Doğduğumuz andan itibaren bize öğretilen ya da dayatılan bilgiler ne kadar doğru? Acaba yanılıyor olabilir miyiz? Ya da bile isteye yanlış bilgilerle mi donatılıyoruz? Kitap, "Şüphecilik, ucuzluktur. Her şeyden şüphe etmek ya da her şeyi inkâr etmek kolaydır. Ama sizi bir yere götürmez" diyerek bizi uyarıyor. Bu yüzden anlatılan hikâyelere, geleneklere, inançlara, karizmatik figürlere dair hakikat ve bilgi iddialarını değerlendirebileceğimiz sağlıklı bir süreç inşa etmemiz gerektiğini söylüyor. Ve elbette bu süreçte bilime başvurmamız gerektiğinin altını çiziyor. Bilim hâlâ dağınık ve karmaşık olabilir ama yine de gerçeğe ulaşmak için elimizdeki en iyi yöntem. Mantık, akıl yürütme, gözlem ve felsefe de bu yolculuğun vazgeçilmez parçaları.
CEHALETLE SAVAŞ
Artık kafamıza takılan her konuyu internette araştırma şansımız var. Ama hiç bildiklerimizi nasıl bildiğimizi düşündünüz mü? Cara Santa Maria düşünmekle kalmamış, bunu adeta bir takıntı haline getirmiş. İnsan inancının nasıl raydan çıktığını anlamaya çalışırken, "O öyle değil, böyle!" demeyi sever hale geldiğini fark etmiş. Cehaletle savaşa vakfettiği bu keşif süreci sonucunda da insanlık adına önemli bir çalışmaya imza atmış.

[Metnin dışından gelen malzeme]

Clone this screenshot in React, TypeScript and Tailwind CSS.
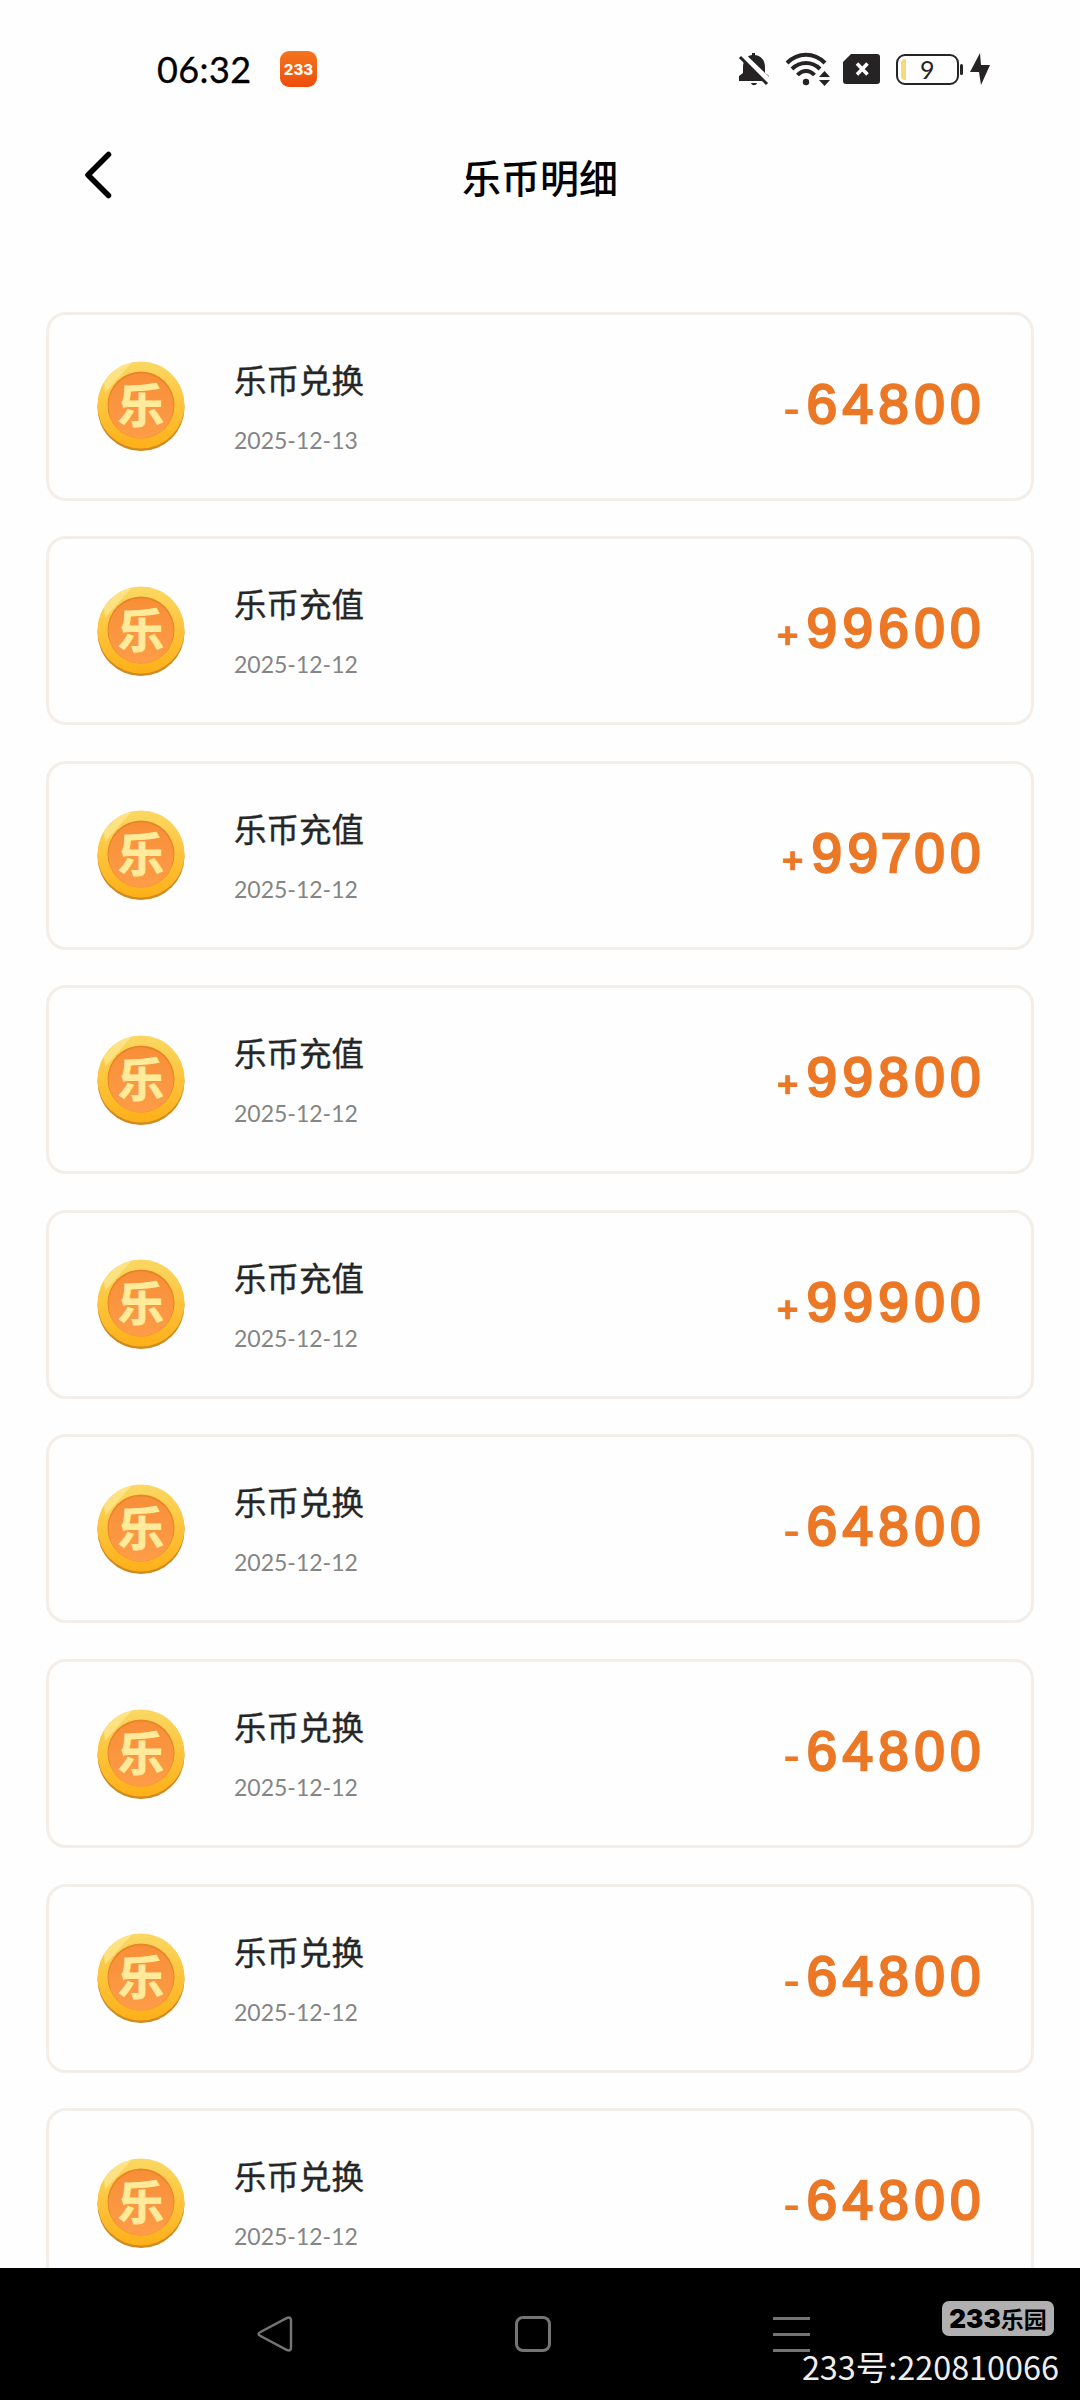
const records = [
  { title: "乐币兑换", date: "2025-12-13", sign: "-", amount: "64800" },
  { title: "乐币充值", date: "2025-12-12", sign: "+", amount: "99600" },
  { title: "乐币充值", date: "2025-12-12", sign: "+", amount: "99700" },
  { title: "乐币充值", date: "2025-12-12", sign: "+", amount: "99800" },
  { title: "乐币充值", date: "2025-12-12", sign: "+", amount: "99900" },
  { title: "乐币兑换", date: "2025-12-12", sign: "-", amount: "64800" },
  { title: "乐币兑换", date: "2025-12-12", sign: "-", amount: "64800" },
  { title: "乐币兑换", date: "2025-12-12", sign: "-", amount: "64800" },
  { title: "乐币兑换", date: "2025-12-12", sign: "-", amount: "64800" },
];

function StatusBar() {
  return (
    <div className="flex h-[138px] items-center justify-between pl-[157px] pr-[90px]">
      <div className="flex items-center">
        <span className="w-[123px] font-['Lato',sans-serif] text-[36px] leading-none tracking-[0.4px] [-webkit-text-stroke:0.3px]">
          06:32
        </span>
        <div className="flex h-[36px] w-[37px] items-center justify-center rounded-[9px] bg-linear-to-b from-[#f5741d] to-[#ee4d0c]">
          <span className="font-['Inter',sans-serif] text-[15px] font-extrabold leading-none text-white">
            233
          </span>
        </div>
      </div>
      <div className="flex items-center text-[#262324]">
        <svg width="32" height="34" viewBox="0 0 32 34" fill="currentColor">
          <path d="M14 1h3v2c7 1 10 6 10 12v6l4 3v5H1v-5l4-3v-6C5 9 8 4 14 3z" />
          <path d="M13 31h6c-1 3-5 3-6 0z" />
          <path d="M0 0v7l8 0z" fill="#fefefe" />
          <path d="M4 3l27 26" stroke="#fefefe" strokeWidth="6" />
          <path d="M2 5l27 27" stroke="currentColor" strokeWidth="3" />
        </svg>
        <svg
          className="ml-[15px]"
          width="46"
          height="34"
          viewBox="0 0 46 34"
          fill="none"
          stroke="currentColor"
          strokeWidth="4"
        >
          <path d="M2 11C13 0 29 0 40 11" />
          <path d="M7 17C15 9 27 9 35 17" />
          <path d="M12.500 23c5-5.500 12-5.500 17 0" />
          <circle cx="21" cy="30" r="3.200" fill="currentColor" stroke="none" />
          <path d="M34 25l5.500-6 5.500 6zM34 28l5.500 6 5.500-6z" fill="currentColor" stroke="none" />
        </svg>
        <svg className="ml-[12px]" width="38" height="32" viewBox="0 0 38 32">
          <path d="M8 1h26a3 3 0 0 1 3 3v24a3 3 0 0 1-3 3H3a3 3 0 0 1-3-3V9z" fill="currentColor" />
          <path d="M14 10.500l10.500 11M24.500 10.500L14 21.500" stroke="#fff" strokeWidth="3.500" />
        </svg>
        <div className="ml-[15px] flex h-[31px] w-[63px] items-center rounded-[9px] border-2 border-[#262324] pl-[3px]">
          <div className="h-[21px] w-[5px] rounded-l-sm bg-[#f3dc7c]" />
          <span className="ml-[14px] font-['Lato',sans-serif] text-[25px] leading-none">
            9
          </span>
        </div>
        <div className="ml-px h-[11px] w-[3px] rounded-sm bg-[#262324]" />
        <svg className="ml-[7px]" width="20" height="34" viewBox="0 0 20 34">
          <path d="M10 1L0 20h9l2 13 9-20h-9z" fill="currentColor" />
        </svg>
      </div>
    </div>
  );
}

function Header() {
  return (
    <div className="flex h-[74px] items-center justify-between px-[84px]">
      <svg width="28" height="48" viewBox="0 0 28 48" fill="none">
        <path
          d="M24.500 3.500L4 24 24.500 44.500"
          stroke="#000"
          strokeWidth="5.500"
          strokeLinecap="round"
          strokeLinejoin="round"
        />
      </svg>
      <h1 className="pt-[2px] font-['Noto_Sans_CJK_SC',sans-serif] text-[39px] font-medium leading-none">
        乐币明细
      </h1>
      <div className="w-[28px]" />
    </div>
  );
}

function Coin() {
  return (
    <svg width="90" height="92" viewBox="0 0 90 92">
      <defs>
        <linearGradient id="rim" x1="0" y1="0" x2="0" y2="1">
          <stop offset="0" stopColor="#fad863" />
          <stop offset="0.500" stopColor="#fdc43b" />
          <stop offset="1" stopColor="#fdb018" />
        </linearGradient>
        <linearGradient id="face" x1="0" y1="0" x2="0" y2="1">
          <stop offset="0" stopColor="#f78f38" />
          <stop offset="1" stopColor="#fe9c48" />
        </linearGradient>
        <clipPath id="edge">
          <circle cx="45" cy="45" r="43.500" />
        </clipPath>
      </defs>
      <circle cx="45" cy="47.500" r="43.500" fill="#cf8a22" />
      <circle cx="45" cy="45" r="43.500" fill="url(#rim)" />
      <path d="M8 22L28 0h10L9 33z" fill="#ffeda0" opacity="0.600" clipPath="url(#edge)" />
      <circle cx="45" cy="45" r="33.500" fill="#e98526" />
      <circle cx="45" cy="46" r="32.500" fill="url(#face)" />
      <text
        x="45"
        y="62"
        textAnchor="middle"
        className="font-['Noto_Sans_CJK_SC',sans-serif] text-[46px] font-bold"
        fill="#ffeb9a"
        stroke="#ffeb9a"
        strokeWidth="1"
      >
        乐
      </text>
    </svg>
  );
}

function Amount({ value }: { value: string }) {
  return (
    <span className="-mr-[2px] font-['Liberation_Sans',sans-serif] text-[55px] leading-none tracking-[5.3px] [-webkit-text-stroke:2.4px]">
      {value.split("").map((digit, i) => (
        <span key={i} className={digit === "7" ? "-mx-[2.5px]" : ""}>
          {digit}
        </span>
      ))}
    </span>
  );
}

function RecordCard({ record }: { record: (typeof records)[number] }) {
  return (
    <div className="flex h-[189px] shrink-0 items-center rounded-[20px] border-3 border-[#f4eeea] bg-[#fefefe] px-[47px]">
      <Coin />
      <div className="ml-[48px] flex flex-col">
        <span className="font-['Noto_Sans_CJK_SC',sans-serif] text-[32.5px] leading-[40px] text-[#262626] [-webkit-text-stroke:0.4px]">
          {record.title}
        </span>
        <span className="mt-[27px] font-['Lato',sans-serif] text-[23px] leading-[28px] text-[#858585]">
          {record.date}
        </span>
      </div>
      <div className="ml-auto flex items-baseline pb-[4px] text-[#eb7826]">
        <span className="mr-[6px] font-['Inter',sans-serif] text-[38px] font-bold leading-none">
          {record.sign}
        </span>
        <Amount value={record.amount} />
      </div>
    </div>
  );
}

function NavBar() {
  return (
    <div className="relative flex h-[132px] items-center bg-black pl-[257px]">
      <svg width="38" height="38" viewBox="0 0 38 38" fill="none" stroke="#757373" strokeWidth="2.500">
        <path d="M3.500 17L30 3q4-1.500 4 2.500v27q0 4-4 2.500L3.500 21q-4-2 0-4z" />
      </svg>
      <div className="ml-[220px] h-[36px] w-[36px] rounded-[8px] border-3 border-[#757373]" />
      <div className="ml-[222px] flex flex-col gap-[13px]">
        <div className="h-[3px] w-[37px] bg-[#757373]" />
        <div className="h-[3px] w-[37px] bg-[#757373]" />
        <div className="h-[3px] w-[37px] bg-[#757373]" />
      </div>
      <div className="absolute right-[21px] top-[33px] flex flex-col items-end">
        <div className="mr-[5px] flex h-[35px] w-[112px] items-center justify-center rounded-[7px] bg-[#b1b0b1] text-black">
          <span className="font-['Inter',sans-serif] text-[26px] font-black leading-none">
            233
          </span>
          <span className="font-['Noto_Sans_CJK_SC',sans-serif] text-[23px] font-bold leading-none">
            乐园
          </span>
        </div>
        <span className="mt-[14px] font-['Noto_Sans_CJK_SC',sans-serif] text-[32.4px] leading-[32px] text-[#eeeeee]">
          233号:220810066
        </span>
      </div>
    </div>
  );
}

export default function App() {
  return (
    <div className="flex h-[2400px] w-[1080px] flex-col overflow-hidden bg-[#fefefe] text-black">
      <StatusBar />
      <Header />
      <div className="flex min-h-0 flex-1 flex-col gap-[35.6px] overflow-hidden px-[46px] pt-[99.5px]">
        {records.map((record, i) => (
          <RecordCard key={i} record={record} />
        ))}
      </div>
      <NavBar />
    </div>
  );
}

Kitapta, sahte habercilik ve yanlış bilgi yayımı konularına da değiniliyor. Her bireyin bilgili ve şüpheci bir okuyucu olması gerektiği vurgulanıyor. Yeni bir dolandırıcılığın konusu olmamak için, her linke tıklamamak, her söylenene inanmamak gerekiyor. Şüpheciliğin ilk ve belki de en zor kuralı bu: Sürekli uyanık, açıkgözlü ve dikkatli olmak. 11 Eylül saldırılarından Kennedy suikastine kadar birçok olayın masaya yatırıldığı kitapta, "Aya ayak basıldı mı?" ya da "Hâlâ dünya düz mü?" gibi konulara da eğlenceli bir üslupla yaklaşılmış. "Her şüphecinin bilmesi gereken temel kavramlar" başlığı altında toplanan 56 farklı konu ile okura olaylara nasıl yaklaşması gerektiği anlatılıyor. Bunların da bilimin teknik detaylarına çok boğulmadan, sade ve anlaşılır bir dille aktarılmış olması hoşuma gitti açıkçası. Hatta zaman zaman kişisel gelişim sularında da geziniyor gibi; bu yönüyle daha da ilgi çekici hale geliyor. Şüphecilerin Evren Rehberi yalnızca neye inanacağımızı değil, nasıl düşüneceğimizi de sorgulatıyor. Zihin açıcı, düşündürücü ve belki de biraz rahatsız edici. Ama iyi ki öyle.